Sport dimanche 8 mai 2022 Mélina Massias

Qui d’Éric Lamaze ou Beth Underhill a le plus savouré la victoire de la dernière citée dans le Grand Prix du CSIO 5* de La Baule ? Sans doute l’émotion était-elle partagée entre les deux Canadiens. Associée au puissant Dieu Merci van T&L, en qui Éric Lamaze fondait des espoirs olympiques, l’amazone a mis tout le monde d’accord en Loire-Atlantique, signant l’un des deux seuls double clear round de l’après-midi. Le second est à mettre au crédit de Yuri Mansur et son phénoménal Vitiki, véritable force de la nature. Pierre-Marie Friant et Grégory Wathelet, qui ont enregistré le même chronomètre dans la grande finale de cet Officiel de France, se partagent la troisième marche du podium avec leurs respectifs Urdy d’Astrée et Nevados S. 

“We got it!”, lance Éric Lamaze, resté collé contre la barrière de l’entrée de piste du splendide stade François André.
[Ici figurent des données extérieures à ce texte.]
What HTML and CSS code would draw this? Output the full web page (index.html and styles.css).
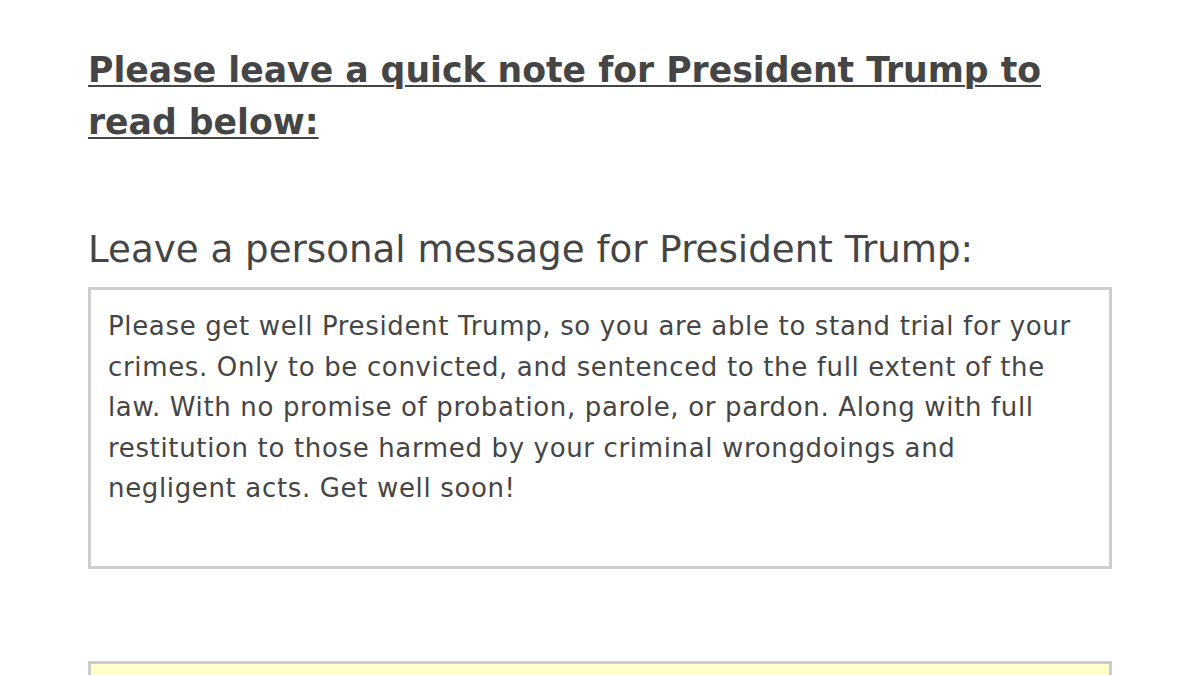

Alors que Martin Fuchs, numéro deux mondial, lauréat la veille d’une belle épreuve à barrage, et impressionnant avec son phénoménal Conner Jei, déjà sacré dans le Grand Prix 5* de Dinard l’année dernière, vient de renverser une barre, le paddock s’agite déjà autour de Beth Underhill, qui, à bientôt soixante ans, enregistre le plus beau succès de sa carrière. Dimanche 8 mai, sous un soleil radieux, face à des tribunes pleines à craquer et sur un terrain d’une robe verte en parfait état après trois journées de compétition, le Canada s’est imposé de main de maître. Déjà double sans-faute dans la Coupe des nations vendredi, Beth Underhill a enfoncé le clou pour son retour à très haut niveau.
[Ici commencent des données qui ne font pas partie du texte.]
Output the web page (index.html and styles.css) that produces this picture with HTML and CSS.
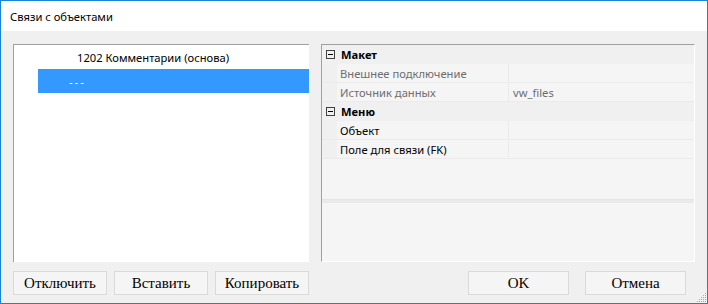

Beth Underhill et Dieu Merci.

Depuis plusieurs mois maintenant, l’amazone a pris en charge les montures d’Éric Lamaze, véritable légende de son sport, adoré du public et champion olympique en 2008 avec l’inoubliable Hickstead. Depuis la retraite sportive du pilote, qui officie désormais en tant que chef d’équipe, Beth s’est forgé un solide piquet de chevaux, grâce au soutien des écuries Torrey Pines. Peu connue en Europe, la cavalière a porté la veste rouge de son escouade nationale pour la première fois en 1990. Ayant pu compter sur deux excellents chevaux, Monopoly et Altaïr, avec qui elle s’est rendue aux Jeux olympiques, aux Jeux équestres mondiaux, en finale de la Coupe du monde ou encore aux Jeux panaméricains dans les années 90, Beth a ensuite pris un peu de recul avec le haut niveau, avant de retrouver Count Me In, désormais sous la selle de l’Irlandais Conor Swail. Si ce petit bai, qu’elle décrit elle-même comme difficile, lui a offert une victoire en Grand Prix 5*, à Crete, aux Etats-Unis, celle acquise aujourd’hui, dans une ambiance exceptionnelle, est sans aucun doute la plus belle de sa carrière.

La joie d'Eric Lamaze...

...qui n'a pas perdu la main pour ouvrir une bouteille de champagne !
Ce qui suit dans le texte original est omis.